We take a Vietnamese version of the Philippine sidecar, the cyclo, to our chosen restaurant. Of course, the driver’s asking price magically doubles when we embark, but with visions of having paid thrice the normal price for a pack of pineapples still fresh on his mind, B is having none of it. We give the cyclo driver 100,000 dong, as agreed upon, and move towards the beckoning gates of Quan an ngon.
We feast on bahn mi and pomelo salad and beef noodle soup and fried beef and spring rolls amidst other happy diners. The place is not expensive, and the menu offers pretty much everything in local cuisine, which makes ordering easy.
Suspicious balls of meat
We would try a bunch of street food places later on, including grilled ostrich at a bustling street corner, fried eel and suspicious balls of meat at a particularly garish stall, and a “Lonely Planet”-approved spot for the best bun cha in Hanoi, but we would go back to this restaurant for our final meal in the city. Sure, the idea of not knowing what exactly you are jamming down your throat sounds fun, but it gets perplexing after a while.
On our fourth day in Hanoi, we are gliding across Halong Bay, atop a rusty ferry boat with 18 other tourists, each of us having paid a different price for the same tour. None of them has seen his home for at least a couple of months. They regard B and I with a kind of curious awe, after we inform them that we were going home the next day.
“Yeah, well, the Philippines is just a couple of hours away by plane,” we explain, and they are amazed. Being an island isolated from most other Southeast Asian countries, the Philippines is usually skipped by backpackers on separate quests for the meaning of life. Not a lot of them knew much about the country.
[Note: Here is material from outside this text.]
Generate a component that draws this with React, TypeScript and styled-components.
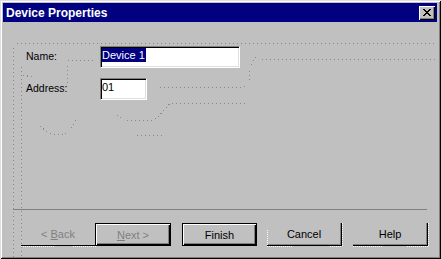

By sundown, the questors are happily jumping off the boat and into the bay’s dark, murky waters. B goes for a jump himself, but I stay on deck, thinking of Palawan, where the waters are blue and, well, actually swimmable. The view is breathtaking, though, with the sky and the hundreds of tiny islets simultaneously turning shades of orange.
A little later, the boat crew brings out fresh oysters and alcohol, and the quiet night is soon shattered by tourists yodeling and bleating along with the videoke machine on board. An hour later, the machine’s plug is yanked out by an angry crew member, who is yelling something in Vietnamese. He did not seem pleased with the warbled version of “Summer Loving.”
B and I had similarly opted for a night flight to Manila, so after the sweltering four-hour bus ride back to Hanoi city the next day, we search for a spa where we can take showers, change clothes, and perhaps get a nice massage.
Of course, we can always just head straight to the airport and into the plane, scruffy and nonchalant, oblivious of earthly needs, such as soap and shampoo. But we weren’t really searching for the meaning of life, at least not on this trip. Right now, we are just happy to have found the best place for coffee.